Sure, Mark Dayton won the DFL gubernatorial primary -- but what really happened on Tuesday night?
A close look at the unofficial numbers show that Dayton picked an unusual path to victory: lose in the metro, make it up big in the north, rely heavily on senior citizens and blue-collar areas.
The former U.S. senator lost the state's biggest cities by large margins. In Minneapolis alone, Margaret Anderson Kelliher won 55 percent of the vote for a 12,000-vote advantage. She also took St. Paul, Edina, Minnetonka and other key suburbs.
But Dayton, 63, made up ground almost everywhere else for a sure -- if narrow -- 7,000-vote victory. He captured nearly 50 percent of the vote in rural Minnesota and posted huge numbers on the Iron Range and in Duluth, home of his running mate, state Sen.

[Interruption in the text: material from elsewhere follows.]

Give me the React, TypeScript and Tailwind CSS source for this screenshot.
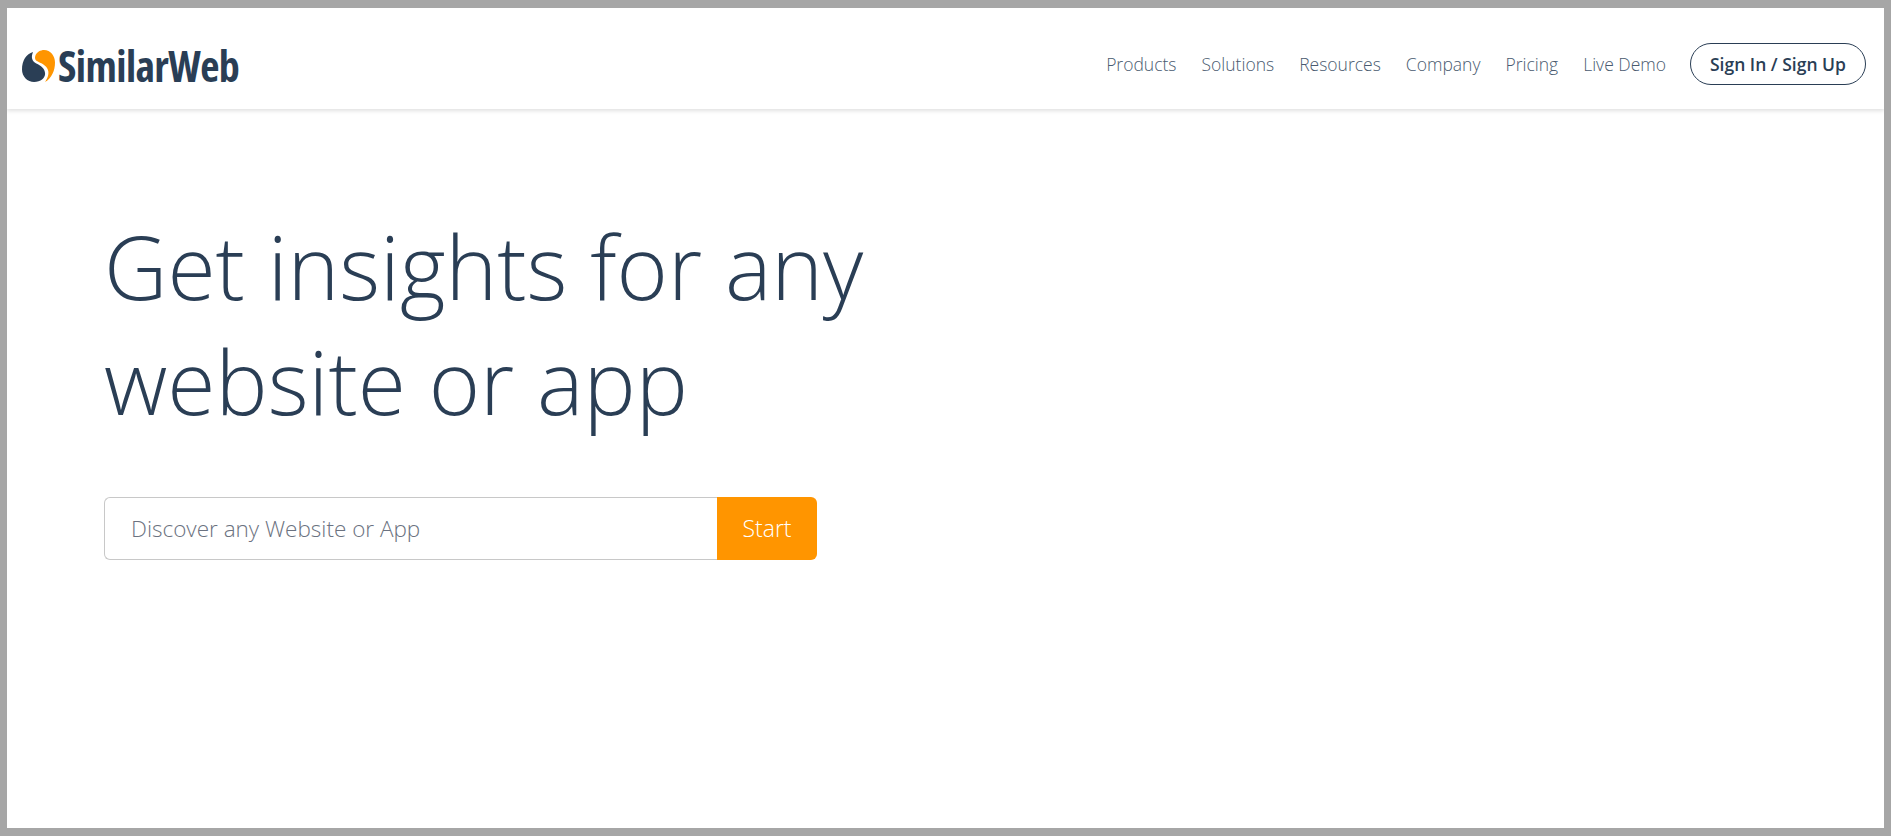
const navItems = ["Products", "Solutions", "Resources", "Company", "Pricing", "Live Demo"];

const Logo = () => (
  <svg width="33" height="32" viewBox="0 0 30 31" preserveAspectRatio="none" className="shrink-0">
    <path
      d="M10 2C4 4 0 10 0 19C0 26 5 31 11 31C17 31 21 27 21 23C21 18 17 15 13 13C9 11 8 7 10 2Z"
      fill="#2a3e55"
    />
    <path
      d="M12 6C13 2 17 0 20 0C26 0 30 6 30 12C30 20 27 27 21 31C24 26 25 22 23 18C21 14 17 13 14 11C12 10 11.500 8 12 6Z"
      fill="#ff9500"
    />
  </svg>
);

export default function App() {
  return (
    <div className="w-[1891px] h-[836px] overflow-hidden border-solid border-t-[8px] border-b-[8px] border-x-[7px] border-[#a6a6a6] bg-white font-['Open_Sans',sans-serif] text-[#2a3e55]">
      <header className="h-[101px] flex items-center justify-between pl-[15px] pr-[18px] pt-[11px] shadow-[0_2px_4px_rgba(0,0,0,0.12)]">
        <div className="flex items-center gap-[3px] pt-[3px]">
          <Logo />
          <span className="font-bold text-[42px] leading-none tracking-[-0.6px] [font-stretch:75%]">SimilarWeb</span>
        </div>
        <nav className="flex items-center">
          <div className="flex items-center gap-[25px] text-[17.5px] font-light text-[#4a5b70]">
            {navItems.map((item) => (
              <a key={item}>{item}</a>
            ))}
          </div>
          <button className="ml-[24px] h-[42px] w-[176px] rounded-[21px] border border-[#2a3e55] text-[17.5px] font-semibold text-[#2a3e55]">
            Sign In / Sign Up
          </button>
        </nav>
      </header>

      <main className="pl-[97px] pt-[100px]">
        <h1 className="text-[87.7px] leading-[115px] font-light">
          Get insights for any
          <br />
          website or app
        </h1>
        <div className="mt-[58px] flex h-[63px] w-[713px]">
          <div className="flex-1 flex items-center pl-[26px] rounded-l-[6px] border border-r-0 border-[#c8c8c8] text-[22.5px] font-light text-[#6b7280]">
            Discover any Website or App
          </div>
          <button className="w-[100px] rounded-r-[6px] bg-[#ff9500] text-[23px] font-light text-white">Start</button>
        </div>
      </main>
    </div>
  );
}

Yvonne Prettner Solon.
Solon, Dayton and the unions supporting them -- including the Steelworkers Union -- worked the north hard and it paid off, said Bill Hanna, longtime editor of the Mesabi Daily News.
Dayton also succeeded in holding strong with elderly voters.
In precincts with high senior populations, he was dominant; he won 45 percent of the vote in those areas.
Kelliher, who at 42 is 21 years Dayton's junior, picked up the bulk of the vote in areas with lower percentages of senior voters.